How is boys’ behaviour impacting on girls?
I think boys and girls are equally vulnerable – especially in the sexual arena. While boys can’t get pregnant and don’t face the same slurs a girl who is perceived to be overly sexually active faces, and have more ways of protecting themselves, we can’t be naive about the fact that boys are increasingly vulnerable to sexual assault. This doesn’t in any way lessen our concerns around the growing predatory behaviour we’re seeing towards girls. We have to face the fact that boys are now also stalked by determined often aggressive young girls who are encouraged by cultural messaging which teaches them to act in predatory ways . They send countless inappropriate texts to boys to try and gain their attention. It’s not just photos of low tops girls are sending around. This makes it very difficult for boys to know how to respond as it can seem very enticing. At the same time, boys consuming porn can place our girls at risk – and not just teenage girls.

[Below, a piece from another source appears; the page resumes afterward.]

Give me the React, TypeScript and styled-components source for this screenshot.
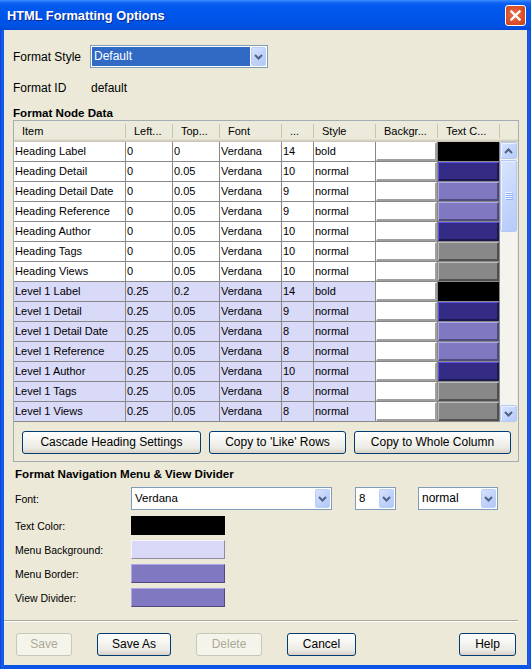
import React from 'react';
import styled, { createGlobalStyle, css } from 'styled-components';

const FONT = `"Liberation Sans", Arial, sans-serif`;

const GlobalStyle = createGlobalStyle`
  html, body {
    margin: 0;
    padding: 0;
    background: #ffffff;
  }
  body {
    font-family: ${FONT};
  }
`;

type Tone = 'white' | 'black' | 'navy' | 'purple' | 'gray' | 'lavender';

const tones: Record<Tone, { fill: string; hi: string; lo: string }> = {
  white: { fill: '#ffffff', hi: '#ffffff', lo: '#a0a0a0' },
  black: { fill: '#000000', hi: '#000000', lo: '#000000' },
  navy: { fill: '#342c84', hi: '#5c52e6', lo: '#1c1850' },
  purple: { fill: '#8079c2', hi: '#aca7e6', lo: '#4f4b7c' },
  gray: { fill: '#888888', hi: '#bdbdbd', lo: '#505050' },
  lavender: { fill: '#d9d9f7', hi: '#f6f6ff', lo: '#8c8ca4' },
};

type Row = {
  item: string;
  left: string;
  top: string;
  size: string;
  style: string;
  color: Tone;
  level: number;
};

const rows: Row[] = [
  { item: 'Heading Label', left: '0', top: '0', size: '14', style: 'bold', color: 'black', level: 0 },
  { item: 'Heading Detail', left: '0', top: '0.05', size: '10', style: 'normal', color: 'navy', level: 0 },
  { item: 'Heading Detail Date', left: '0', top: '0.05', size: '9', style: 'normal', color: 'purple', level: 0 },
  { item: 'Heading Reference', left: '0', top: '0.05', size: '9', style: 'normal', color: 'purple', level: 0 },
  { item: 'Heading Author', left: '0', top: '0.05', size: '10', style: 'normal', color: 'navy', level: 0 },
  { item: 'Heading Tags', left: '0', top: '0.05', size: '10', style: 'normal', color: 'gray', level: 0 },
  { item: 'Heading Views', left: '0', top: '0.05', size: '10', style: 'normal', color: 'gray', level: 0 },
  { item: 'Level 1 Label', left: '0.25', top: '0.2', size: '14', style: 'bold', color: 'black', level: 1 },
  { item: 'Level 1 Detail', left: '0.25', top: '0.05', size: '9', style: 'normal', color: 'navy', level: 1 },
  { item: 'Level 1 Detail Date', left: '0.25', top: '0.05', size: '8', style: 'normal', color: 'purple', level: 1 },
  { item: 'Level 1 Reference', left: '0.25', top: '0.05', size: '8', style: 'normal', color: 'purple', level: 1 },
  { item: 'Level 1 Author', left: '0.25', top: '0.05', size: '10', style: 'normal', color: 'navy', level: 1 },
  { item: 'Level 1 Tags', left: '0.25', top: '0.05', size: '8', style: 'normal', color: 'gray', level: 1 },
  { item: 'Level 1 Views', left: '0.25', top: '0.05', size: '8', style: 'normal', color: 'gray', level: 1 },
];

const headers = ['Item', 'Left...', 'Top...', 'Font', '...', 'Style', 'Backgr...', 'Text C...'];
const COLS = '112px 47px 47px 62px 32px 62px 62px 62px';

const Chevron = ({ up }: { up?: boolean }) => (
  <svg width="9" height="6" viewBox="0 0 9 6">
    <path
      d={up ? 'M1 5 L4.5 1.5 L8 5' : 'M1 1 L4.5 4.5 L8 1'}
      fill="none"
      stroke="#4d6185"
      strokeWidth="2"
    />
  </svg>
);

const ComboBox = ({
  w,
  value,
  selected,
  size = 12,
}: {
  w: number;
  value: string;
  selected?: boolean;
  size?: number;
}) => (
  <Combo $w={w}>
    <ComboText $selected={selected} $size={size}>
      {value}
    </ComboText>
    <ComboArrow>
      <Chevron />
    </ComboArrow>
  </Combo>
);

const App = () => {
  return (
    <>
      <GlobalStyle />
      <Frame>
        <TitleBar>
          <TitleText>HTML Formatting Options</TitleText>
          <CloseButton>
            <svg width="11" height="11" viewBox="0 0 11 11">
              <path
                d="M1.5 1.5 L9.5 9.5 M9.5 1.5 L1.5 9.5"
                stroke="#ffffff"
                strokeWidth="2.3"
                strokeLinecap="square"
              />
            </svg>
          </CloseButton>
        </TitleBar>

        <Client>
          <FieldRow>
            <FieldLabel>Format Style</FieldLabel>
            <ComboBox w={178} value="Default" selected />
          </FieldRow>
          <InfoRow>
            <FieldLabel $w={78}>Format ID</FieldLabel>
            <span>default</span>
          </InfoRow>

          <SectionTitle>Format Node Data</SectionTitle>
          <Panel>
            <Header>
              <HeaderCols>
                {headers.map((h) => (
                  <HeaderCell key={h}>{h}</HeaderCell>
                ))}
              </HeaderCols>
            </Header>
            <TableArea>
              <Rows>
                {rows.map((r) => (
                  <TableRow key={r.item} $level={r.level}>
                    <Cell>{r.item}</Cell>
                    <Cell>{r.left}</Cell>
                    <Cell>{r.top}</Cell>
                    <Cell>Verdana</Cell>
                    <Cell>{r.size}</Cell>
                    <Cell>{r.style}</Cell>
                    <Cell>
                      <Swatch $tone="white" />
                    </Cell>
                    <Cell>
                      <Swatch $tone={r.color} />
                    </Cell>
                  </TableRow>
                ))}
              </Rows>
              <ScrollBar>
                <ScrollBtn>
                  <Chevron up />
                </ScrollBtn>
                <Thumb>
                  <svg width="8" height="8" viewBox="0 0 8 8">
                    {[0, 2, 4, 6].map((y) => (
                      <g key={y}>
                        <rect x="0" y={y} width="7" height="1" fill="#eef4fe" />
                        <rect x="1" y={y + 1} width="7" height="1" fill="#8cb0f8" />
                      </g>
                    ))}
                  </svg>
                </Thumb>
                <Track />
                <ScrollBtn>
                  <Chevron />
                </ScrollBtn>
              </ScrollBar>
            </TableArea>
            <ButtonBar>
              <XPButton>Cascade Heading Settings</XPButton>
              <XPButton>Copy to 'Like' Rows</XPButton>
              <XPButton>Copy to Whole Column</XPButton>
            </ButtonBar>
          </Panel>

          <Lower>
            <SectionTitle $tight>Format Navigation Menu &amp; View Divider</SectionTitle>
            <FontRow>
              <SmallLabel>Font:</SmallLabel>
              <ComboBox w={201} value="Verdana" size={11.5} />
              <Spacer $w={23} />
              <ComboBox w={41} value="8" size={11.5} />
              <Spacer $w={22} />
              <ComboBox w={80} value="normal" size={12} />
            </FontRow>
            <SwatchList>
              <SwatchRow>
                <SmallLabel>Text Color:</SmallLabel>
                <BigSwatch $tone="black" />
              </SwatchRow>
              <SwatchRow>
                <SmallLabel>Menu Background:</SmallLabel>
                <BigSwatch $tone="lavender" />
              </SwatchRow>
              <SwatchRow>
                <SmallLabel>Menu Border:</SmallLabel>
                <BigSwatch $tone="purple" />
              </SwatchRow>
              <SwatchRow>
                <SmallLabel>View Divider:</SmallLabel>
                <BigSwatch $tone="purple" />
              </SwatchRow>
            </SwatchList>
          </Lower>

          <Separator />

          <Footer>
            <XPButton $w={56} disabled>
              Save
            </XPButton>
            <XPButton $w={74}>Save As</XPButton>
            <XPButton $w={66} disabled>
              Delete
            </XPButton>
            <XPButton $w={69}>Cancel</XPButton>
            <FooterGap />
            <XPButton $w={57}>Help</XPButton>
          </Footer>
        </Client>
      </Frame>
    </>
  );
};

const Frame = styled.div`
  width: 531px;
  height: 669px;
  display: flex;
  flex-direction: column;
  background: linear-gradient(to right, #0843d0 0, #1a5ff0 2px, #0a55e6 4px, #0a55e6 527px, #1a5ff0 529px, #0843d0 531px);
  font-family: ${FONT};
  color: #000;
`;

const TitleBar = styled.div`
  height: 30px;
  flex: none;
  display: flex;
  align-items: center;
  justify-content: space-between;
  padding: 0 5px 0 7px;
  box-sizing: border-box;
  background: linear-gradient(
    to bottom,
    #3d8dff 0px,
    #0d62f2 3px,
    #0058ee 8px,
    #0054e8 18px,
    #0052e3 26px,
    #0048d4 30px
  );
`;

const TitleText = styled.div`
  color: #ffffff;
  font-family: ${FONT};
  font-weight: bold;
  font-size: 12.8px;
  text-shadow: 1px 1px 0 #0c2a8f;
  padding-top: 1px;
`;

const CloseButton = styled.div`
  width: 21px;
  height: 21px;
  box-sizing: border-box;
  border: 1px solid #ffffff;
  border-radius: 3px;
  background: radial-gradient(circle at 45% 45%, #e9744f 0%, #d9522c 55%, #c23e1b 100%);
  display: flex;
  align-items: center;
  justify-content: center;
`;

const Client = styled.div`
  flex: 1;
  margin: 0 4px 4px;
  background: #ece9d8;
  display: flex;
  flex-direction: column;
  padding: 15px 8px 0 9px;
  font-size: 12px;
`;

const FieldRow = styled.div`
  display: flex;
  align-items: center;
  height: 23px;
`;

const InfoRow = styled.div`
  display: flex;
  align-items: center;
  height: 16px;
  margin-top: 12px;
  font-size: 12px;
`;

const FieldLabel = styled.div<{ $w?: number }>`
  width: ${(p) => p.$w ?? 77}px;
  flex: none;
  font-size: 12px;
`;

const Combo = styled.div<{ $w: number }>`
  width: ${(p) => p.$w}px;
  height: 23px;
  box-sizing: border-box;
  border: 1px solid #7f9db9;
  background: #ffffff;
  padding: 1px;
  display: flex;
  flex: none;
`;

const ComboText = styled.div<{ $selected?: boolean; $size: number }>`
  flex: 1;
  padding-left: 2px;
  font-size: ${(p) => p.$size}px;
  line-height: 19px;
  white-space: nowrap;
  ${(p) =>
    p.$selected &&
    css`
      background: #316ac5;
      color: #ffffff;
    `}
`;

const ComboArrow = styled.div`
  width: 15px;
  margin-left: 1px;
  box-sizing: border-box;
  border: 1px solid #bccdf6;
  border-radius: 2px;
  background: linear-gradient(135deg, #d6e2fd 0%, #c2d3fb 50%, #b3c8f6 100%);
  display: flex;
  align-items: center;
  justify-content: center;
`;

const SectionTitle = styled.div<{ $tight?: boolean }>`
  margin-top: ${(p) => (p.$tight ? 5 : 10)}px;
  height: 14px;
  line-height: 14px;
  font-weight: bold;
  font-size: 11.6px;
`;

const Panel = styled.div`
  border: 1px solid #a5acb2;
  display: flex;
  flex-direction: column;
`;

const Header = styled.div`
  height: 21px;
  background: #ebeadb;
  box-shadow: inset 0 -1px #cbc7b8, inset 0 -2px #d6d2c2, inset 0 -3px #e2decd;
`;

const HeaderCols = styled.div`
  display: grid;
  grid-template-columns: ${COLS};
  height: 100%;
`;

const HeaderCell = styled.div`
  position: relative;
  padding-left: 8px;
  font-size: 11px;
  line-height: 20px;
  white-space: nowrap;
  overflow: hidden;

  &::after {
    content: '';
    position: absolute;
    right: 0;
    top: 3px;
    bottom: 4px;
    width: 1px;
    background: #c7c5b2;
    box-shadow: 1px 0 #ffffff;
  }
`;

const TableArea = styled.div`
  display: flex;
  height: 280px;
`;

const Rows = styled.div`
  width: 486px;
  flex: none;
`;

const TableRow = styled.div<{ $level: number }>`
  display: grid;
  grid-template-columns: ${COLS};
  height: 20px;
  background: ${(p) => (p.$level === 0 ? '#ffffff' : '#d9d9f8')};
`;

const Cell = styled.div`
  border-right: 1px solid #888888;
  border-bottom: 1px solid #888888;
  padding-left: 1px;
  font-size: 11px;
  line-height: 19px;
  white-space: nowrap;
  overflow: hidden;
  display: flex;
`;

const Swatch = styled.div<{ $tone: Tone }>`
  flex: 1;
  margin-left: -1px;
  box-sizing: border-box;
  background: ${(p) => tones[p.$tone].fill};
  border: 1px solid;
  border-color: ${(p) => tones[p.$tone].hi} ${(p) => tones[p.$tone].lo} ${(p) => tones[p.$tone].lo}
    ${(p) => tones[p.$tone].hi};
  box-shadow: inset -1px -1px ${(p) => tones[p.$tone].lo};
`;

const ScrollBar = styled.div`
  width: 17px;
  flex: none;
  display: flex;
  flex-direction: column;
  background: #f4f3ee;
`;

const scrollPart = css`
  box-sizing: border-box;
  border: 1px solid #b4c8f6;
  border-radius: 2px;
  background: linear-gradient(135deg, #d9e4fe 0%, #c6d6fc 50%, #b7cbf8 100%);
  box-shadow: inset 1px 1px #eef3fe;
  display: flex;
  align-items: center;
  justify-content: center;
`;

const ScrollBtn = styled.div`
  ${scrollPart};
  height: 17px;
  flex: none;
`;

const Thumb = styled.div`
  ${scrollPart};
  height: 72px;
  flex: none;
  margin-top: 1px;
`;

const Track = styled.div`
  flex: 1;
`;

const ButtonBar = styled.div`
  display: grid;
  grid-template-columns: 179px 137px 157px;
  gap: 8px;
  padding: 8px 9px 8px 8px;
  border-top: 1px solid #ece9d8;
  box-sizing: border-box;
  height: 39px;
  align-items: center;
`;

const XPButton = styled.div<{ $w?: number; disabled?: boolean }>`
  height: 23px;
  ${(p) => p.$w && `width: ${p.$w}px;`}
  flex: none;
  box-sizing: border-box;
  border: 1px solid #003c74;
  border-radius: 3px;
  background: linear-gradient(to bottom, #ffffff 0%, #f6f6f2 35%, #ecebe5 75%, #d8d2c6 100%);
  font-size: 12px;
  line-height: 21px;
  text-align: center;
  white-space: nowrap;
  ${(p) =>
    p.disabled &&
    css`
      border-color: #c9c7ba;
      background: #f5f4ea;
      color: #aca899;
    `}
`;

const Lower = styled.div`
  padding-left: 2px;
  display: flex;
  flex-direction: column;
`;

const FontRow = styled.div`
  display: flex;
  align-items: center;
  height: 23px;
  margin-top: 6px;
`;

const SmallLabel = styled.div`
  width: 116px;
  flex: none;
  font-size: 10.5px;
`;

const Spacer = styled.div<{ $w: number }>`
  width: ${(p) => p.$w}px;
  flex: none;
`;

const SwatchList = styled.div`
  display: flex;
  flex-direction: column;
  gap: 5px;
  margin-top: 6px;
`;

const SwatchRow = styled.div`
  display: flex;
  align-items: center;
  height: 19px;
`;

const BigSwatch = styled.div<{ $tone: Tone }>`
  width: 94px;
  height: 19px;
  box-sizing: border-box;
  background: ${(p) => tones[p.$tone].fill};
  border: 1px solid;
  border-color: ${(p) => tones[p.$tone].hi} ${(p) => tones[p.$tone].lo} ${(p) => tones[p.$tone].lo}
    ${(p) => tones[p.$tone].hi};
`;

const Separator = styled.div`
  margin: 13px 1px 0 -9px;
  height: 0;
  border-top: 1px solid #aca899;
  border-bottom: 1px solid #ffffff;
`;

const Footer = styled.div`
  display: flex;
  gap: 25px;
  margin-top: 11px;
  padding: 0 3px;
`;

const FooterGap = styled.div`
  flex: 1;
`;

export default App;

In one Brisbane primary school a seven-year-old girl was sexually assaulted over two months by a boy her age. Hitting her and threatening to kill her if she spoke out, the boy repeatedly forced this young girl to perform oral sex. In another school a group of six-year-old boys banded together and were forcing classmates to perform various sexual acts on them. According to one youth worker, “We are now seeing children grooming younger kids for sex, there’s a real seduction pattern going on. A lot of this appears to be exposure to porn”.

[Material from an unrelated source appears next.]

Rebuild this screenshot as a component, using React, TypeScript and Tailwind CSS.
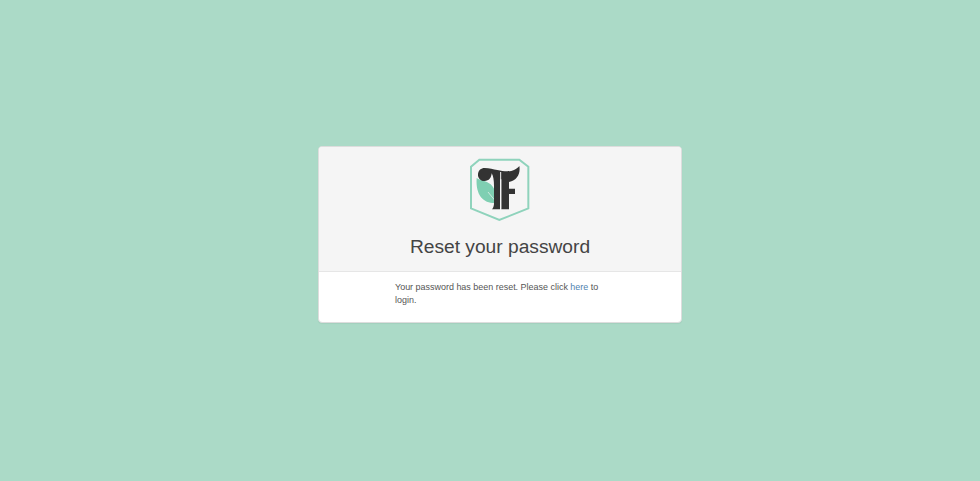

What is your message to parents of sons?
Love and nurture your boys, encourage them to be part of all the good things the new technologies and popular culture have to offer them, but don’t be naive about the dangers.
To educators?
I think there’s no doubt we need more men in the education system. Our boys lack good role models. There’s no substitute for a wealth of good men in their lives. What a wonderful thing it would be to have a positive recruitment drive for bright engaged young men – good for boys and girls.
To policy makers?
More work needs to be done on the 21st century issues boys face and how we can protect them. Making the Advertising Standards Board more accountable and more aware of the new issues we’re facing would be an excellent start. The growing violence in video games needs to be regulated and soon, as does the increasing blurring of sex and violence in games. We also need a strong and clearly drawn regulatory framework with which to deal with pornography now so available to our children.

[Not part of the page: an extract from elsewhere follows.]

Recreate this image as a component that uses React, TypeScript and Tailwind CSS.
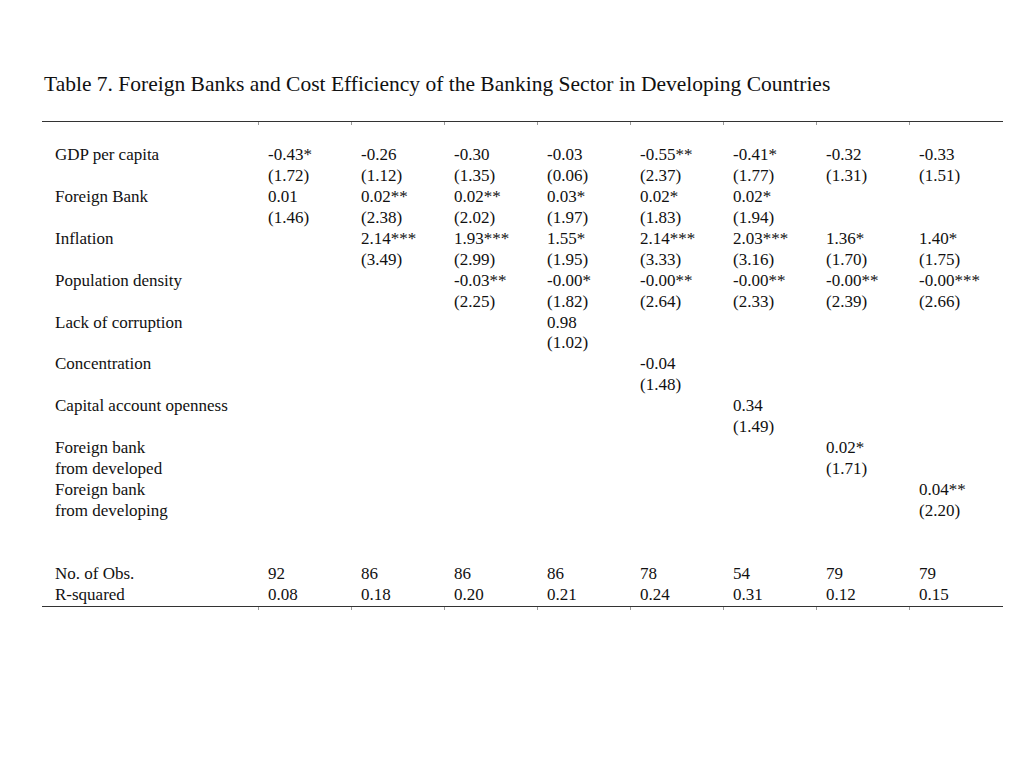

To the community as a whole?
For too long we’ve seen boys as problematic. We get cross when we see skate-boarders and boys involved in other activities. Strong communities are inclusive. They accommodate and celebrate the needs of their citizens – and that includes our boys. It’s not hard, but it does need time and effort – resources that are well spent. The role of adults has always been to protect our young – that still stands, so we need to have the courage to be good gate-keepers, to question material we know to be harmful to our kids – if we don’t then who will?